Zimbabwe President Robert Mugabe has defied expectations he would resign, pledging to preside over a ZANU-PF party congress next month even though the ruling party has removed him as its leader.
ZANU-PF had given the 93-year-old less than 24 hours to quit as head of state or face impeachment – an attempt to secure a peaceful end to his tenure after a de facto coup.
Mr Mugabe said in a address on state television that the events of the past week were not a threat to his authority as head of state and commander in chief, or the constitution.
He acknowledged criticism against him from ZANU-PF, the military and the public, but did not comment on the possibility of standing down.
Mr Mugabe said he was aware of the range of concerns that the citizens of Zimbabwe have, adding that his meeting today with military commanders underscored the need to collectively start processes that return the nation to normalcy.
He said that the people need peace, security, law and order.
Chris Mutsvangwa, the leader of the liberation war veterans who have been spearheading an 18-month campaign to oust Mr Mugabe, said plans to impeach him in parliament, which sits on Tuesday, would now go ahead, and that there would be mass protests on Wednesday.
He also implied that Mr Mugabe, who spoke with a firm voice but occasionally lost his way in his script during the 20-minute address, was not aware of what had happened just hours earlier.
“Either somebody within ZANU-PF didn’t tell him what had happened within his own party, so he went and addressed that meeting oblivious, or (he was) blind or deaf to what his party has told him,” Mr Mutsvangwa said.
Zimbabwe opposition leader Morgan Tsvangirai said he was “baffled” by Mr Mugabe’s address.
“I am baffled. It’s not just me, it’s the whole nation. He’s playing a game. He has let the whole nation down,” he said.
Zimbabwe’s ruling party earlier fired Mr Mugabe as its leader.
Mr Mugabe, the only leader the southern African nation has known since independence from Britain in 1980, was replaced by Emmerson Mnangagwa, the deputy he sacked this month in a move that triggered Tuesday’s intervention by the army.
In scenes unthinkable just a week ago, the announcement of his firing as leader was met by cheers from the 200 delegates packed into ZANU-PF’s Harare headquarters, whose support has crumbled in the four days since the army seized power.
Mr Mugabe was given until noon tomorrow to resign or face impeachment, an ignominious end to the career of the “Grand Old Man” of African politics who was once feted across the continent as an anti-colonial liberation hero.
As the vote was announced, Mr Mutsvangwa, who has spearheaded an 18-month campaign to remove a man he openly described as a “dictator”, embraced colleagues and shouted: “The President is gone. Long live the new President.”
“He has been expelled,” one of the delegates said. “Mnangagwa is our new leader.”
Mr Mugabe’s wife Grace, who had harboured ambitions of succeeding Mr Mugabe, was also expelled from the party.

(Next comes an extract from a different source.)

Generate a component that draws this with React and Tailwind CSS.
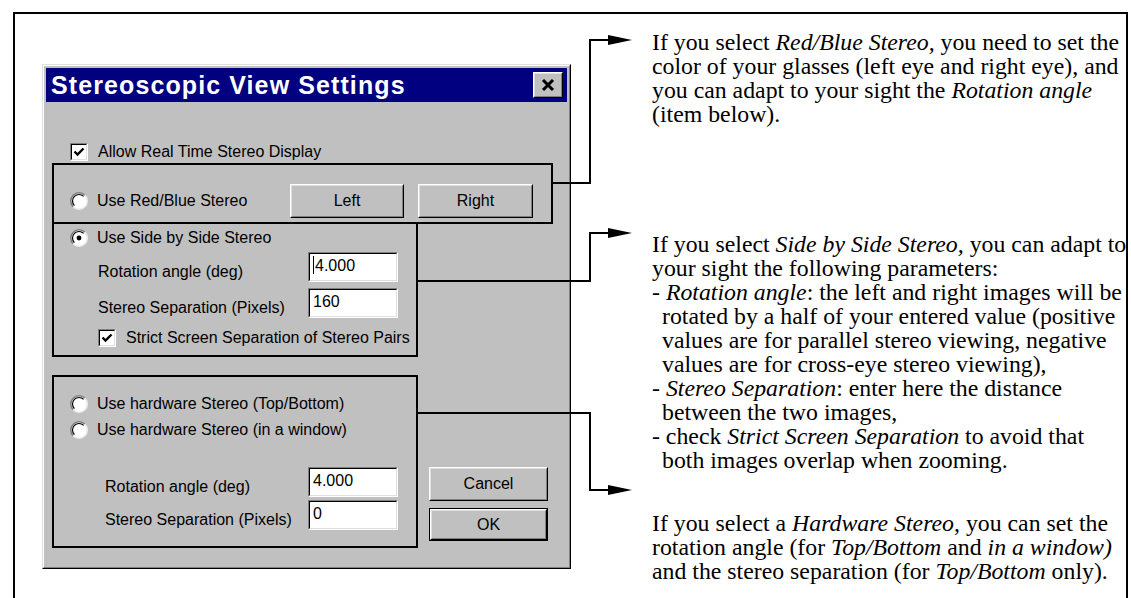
import React from 'react';

const sans = "font-['Liberation_Sans',Arial,sans-serif]";

const Raised = ({ className = '', children }) => (
    <div className={`border border-t-white border-l-white border-r-black border-b-black ${className}`}>
        <div className="w-full h-full border border-t-[#dfdfdf] border-l-[#dfdfdf] border-r-[#808080] border-b-[#808080] bg-[#c0c0c0] flex items-center justify-center">
            {children}
        </div>
    </div>
);

const Field = ({ value, caret }) => (
    <div className="w-[90px] h-[30px] border border-t-[#808080] border-l-[#808080] border-r-white border-b-white">
        <div className="w-full h-full border border-t-black border-l-black border-r-[#dfdfdf] border-b-[#dfdfdf] bg-white flex items-start pl-[3px] pt-[2px] text-[16px] leading-[20px]">
            {caret && <span className="w-px h-[18px] bg-black mr-px"></span>}
            <span>{value}</span>
        </div>
    </div>
);

const Radio = ({ checked }) => (
    <svg width="18" height="18" viewBox="0 0 18 18" className="shrink-0">
        <circle cx="9" cy="9" r="8.2" fill="#fff" />
        <path d="M14.8 3.2 A8.2 8.2 0 0 0 3.2 14.8" stroke="#808080" strokeWidth="1.6" fill="none" />
        <path d="M13.6 4.4 A6.5 6.5 0 0 0 4.4 13.6" stroke="#000" strokeWidth="1.2" fill="none" />
        <path d="M3.2 14.8 A8.2 8.2 0 0 0 14.8 3.2" stroke="#ececec" strokeWidth="1.6" fill="none" />
        {checked && <circle cx="9" cy="9" r="2.4" fill="#000" />}
    </svg>
);

const Check = () => (
    <div className="w-[18px] h-[18px] shrink-0 border border-t-[#808080] border-l-[#808080] border-r-white border-b-white">
        <div className="w-full h-full border border-t-black border-l-black border-r-[#dfdfdf] border-b-[#dfdfdf] bg-white">
            <svg width="14" height="14" viewBox="0 0 14 14">
                <path d="M2.5 6.5 L5.5 9.5 L11.5 3.5" stroke="#000" strokeWidth="2.4" fill="none" />
            </svg>
        </div>
    </div>
);

const FieldRow = ({ label, value, caret, labelW, pl, className = '' }) => (
    <div className={`flex items-center h-[30px] ${pl} ${className}`}>
        <span className={`${labelW} mt-[10px] whitespace-nowrap`}>{label}</span>
        <Field value={value} caret={caret} />
    </div>
);

const Dialog = () => (
    <div className={`w-[529px] h-[505px] shrink-0 border border-t-[#dfdfdf] border-l-[#dfdfdf] border-r-black border-b-black ${sans} text-[16px] text-black`}>
        <div className="h-full border border-t-white border-l-white border-r-[#808080] border-b-[#808080] bg-[#c0c0c0] p-[2px] flex flex-col">
            <div className="h-[34px] bg-[#000080] flex items-center justify-between pl-[5px] pr-[4px]">
                <span className="text-white font-bold text-[25px] leading-none tracking-[1.1px]">Stereoscopic View Settings</span>
                <Raised className="w-[30px] h-[26px]">
                    <svg width="14" height="12" viewBox="0 0 14 12">
                        <path d="M2 1 L12 11 M12 1 L2 11" stroke="#000" strokeWidth="3" />
                    </svg>
                </Raised>
            </div>

            <div className="px-[6px] flex flex-col">
                <div className="mt-[41px] h-[18px] flex items-center pl-[18px]">
                    <Check />
                    <span className="ml-[10px] whitespace-nowrap">Allow Real Time Stereo Display</span>
                </div>

                <div className="mt-[2px] w-[501px] h-[61px] border-2 border-black flex items-center pl-[16px] pt-[19px] pb-[4px]">
                    <Radio />
                    <span className="ml-[9px] whitespace-nowrap">Use Red/Blue Stereo</span>
                    <div className="ml-auto mr-[18px] flex gap-[14px]">
                        <Raised className="w-[114px] h-[34px]">Left</Raised>
                        <Raised className="w-[115px] h-[34px]">Right</Raised>
                    </div>
                </div>

                <div className="w-[366px] h-[133px] border-2 border-t-0 border-black flex flex-col pl-[16px]">
                    <div className="mt-[5px] h-[18px] flex items-center">
                        <Radio checked />
                        <span className="ml-[9px] whitespace-nowrap">Use Side by Side Stereo</span>
                    </div>
                    <FieldRow className="mt-[5px]" pl="pl-[28px]" labelW="w-[210px]" label="Rotation angle (deg)" value="4.000" caret />
                    <FieldRow className="mt-[6px]" pl="pl-[28px]" labelW="w-[210px]" label="Stereo Separation (Pixels)" value="160" />
                    <div className="mt-[11px] h-[18px] flex items-center pl-[28px]">
                        <Check />
                        <span className="ml-[10px] whitespace-nowrap">Strict Screen Separation of Stereo Pairs</span>
                    </div>
                </div>

                <div className="mt-[18px] flex">
                    <div className="w-[366px] h-[173px] border-2 border-black flex flex-col pl-[16px]">
                        <div className="mt-[18px] h-[18px] flex items-center">
                            <Radio />
                            <span className="ml-[9px] whitespace-nowrap">Use hardware Stereo (Top/Bottom)</span>
                        </div>
                        <div className="mt-[8px] h-[18px] flex items-center">
                            <Radio />
                            <span className="ml-[9px] whitespace-nowrap">Use hardware Stereo (in a window)</span>
                        </div>
                        <FieldRow className="mt-[28px]" pl="pl-[35px]" labelW="w-[203px]" label="Rotation angle (deg)" value="4.000" />
                        <FieldRow className="mt-[3px]" pl="pl-[35px]" labelW="w-[203px]" label="Stereo Separation (Pixels)" value="0" />
                    </div>
                    <div className="ml-[11px] mt-[92px] flex flex-col">
                        <Raised className="w-[119px] h-[34px]">Cancel</Raised>
                        <div className="mt-[7px] w-[119px] h-[33px] border border-black">
                            <Raised className="w-full h-full">OK</Raised>
                        </div>
                    </div>
                </div>
            </div>
        </div>
    </div>
);

const Line = ({ children, indent }) => (
    <div className={`whitespace-nowrap ${indent ? 'pl-[10px]' : ''}`}>{children}</div>
);

const Notes = () => (
    <div className="ml-[81px] pt-[16px] font-['Liberation_Serif','Times_New_Roman',serif] text-[23.8px] leading-[24px] text-black">
        <div>
            <Line>If you select <i>Red/Blue Stereo,</i> you need to set the</Line>
            <Line>color of your glasses (left eye and right eye), and</Line>
            <Line>you can adapt to your sight the <i>Rotation angle</i></Line>
            <Line>(item below).</Line>
        </div>
        <div className="mt-[106px]">
            <Line>If you select <i>Side by Side Stereo,</i> you can adapt to</Line>
            <Line>your sight the following parameters:</Line>
            <Line>- <i>Rotation angle</i>: the left and right images will be</Line>
            <Line indent>rotated by a half of your entered value (positive</Line>
            <Line indent>values are for parallel stereo viewing, negative</Line>
            <Line indent>values are for cross-eye stereo viewing),</Line>
            <Line>- <i>Stereo Separation</i>: enter here the distance</Line>
            <Line indent>between the two images,</Line>
            <Line>- check <i>Strict Screen Separation</i> to avoid that</Line>
            <Line indent>both images overlap when zooming.</Line>
        </div>
        <div className="mt-[39px]">
            <Line>If you select a <i>Hardware Stereo</i>, you can set the</Line>
            <Line>rotation angle (for <i>Top/Bottom</i> and <i>in a window)</i></Line>
            <Line>and the stereo separation (for <i>Top/Bottom</i> only).</Line>
        </div>
    </div>
);

const Connectors = () => (
    <svg className="absolute left-0 top-0 pointer-events-none" width="1131" height="598" viewBox="0 0 1131 598">
        <g stroke="#000" strokeWidth="2" fill="none">
            <path d="M553 183 H590 V40 H612" />
            <path d="M418 281 H590 V233 H612" />
            <path d="M418 413 H590 V490 H612" />
        </g>
        <g fill="#000">
            <polygon points="608,35 632,40 608,45" />
            <polygon points="608,228 632,233 608,238" />
            <polygon points="608,485 632,490 608,495" />
        </g>
    </svg>
);

export default function App() {
    return (
        <div className="relative w-[1131px] h-[598px] overflow-hidden bg-white pt-[12px] pl-[13px]">
            <div className="w-[1115px] h-[620px] border-2 border-black flex">
                <div className="ml-[27px] mt-[50px]">
                    <Dialog />
                </div>
                <Notes />
            </div>
            <Connectors />
        </div>
    );
}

Speaking before the meeting, Mr Mutsvangwa said Mr Mugabe, 93, was running out of time to negotiate his departure and should leave the country while he could.
“He’s trying to bargain for a dignified exit,” he said.
Mr Mutsvangwa followed up with a threat to call for street protests if Mr Mugabe refused to go, telling reporters: “We will bring back the crowds and they will do their business.”
Mr Mnangagwa, a former state security chief known as “The Crocodile”, is now in line to head an interim post-Mugabe unity government that will focus on rebuilding ties with the outside world and stabilising an economy in freefall.
Yesterday, hundreds of thousands of people flooded the streets of Harare, singing, dancing and hugging soldiers in an outpouring of elation at Mr Mugabe’s expected overthrow.
His stunning downfall in just four days is likely to send shockwaves across Africa, where a number of entrenched strongmen, from Uganda’s Yoweri Museveni to Democratic Republic of Congo’s Joseph Kabila, are facing mounting pressure to quit.
Men, women and children ran alongside the armoured cars and troops who stepped in this week to oust the man who has ruled since independence from Britain in 1980.
Under house arrest in his lavish ‘Blue Roof’ compound, Mr Mugabe has refused to stand down even as he has watched his support from party, security services and people evaporate in less than three days.
His nephew, Patrick Zhuwao, told Reuters that Mr Mugabe and his wife were “ready to die for what is correct” rather than step down in order to legitimise what he described as a coup.
But on Harare’s streets, few seemed to care about the legal niceties as they heralded a “second liberation” for the former British colony and spoke of their dreams for political and economic change after two decades of deepening repression and hardship.
The huge crowds in Harare have given a quasi-democratic veneer to the army’s intervention, backing its assertion that it is merely effecting a constitutional transfer of power, rather than a plain coup, which would entail a diplomatic backlash.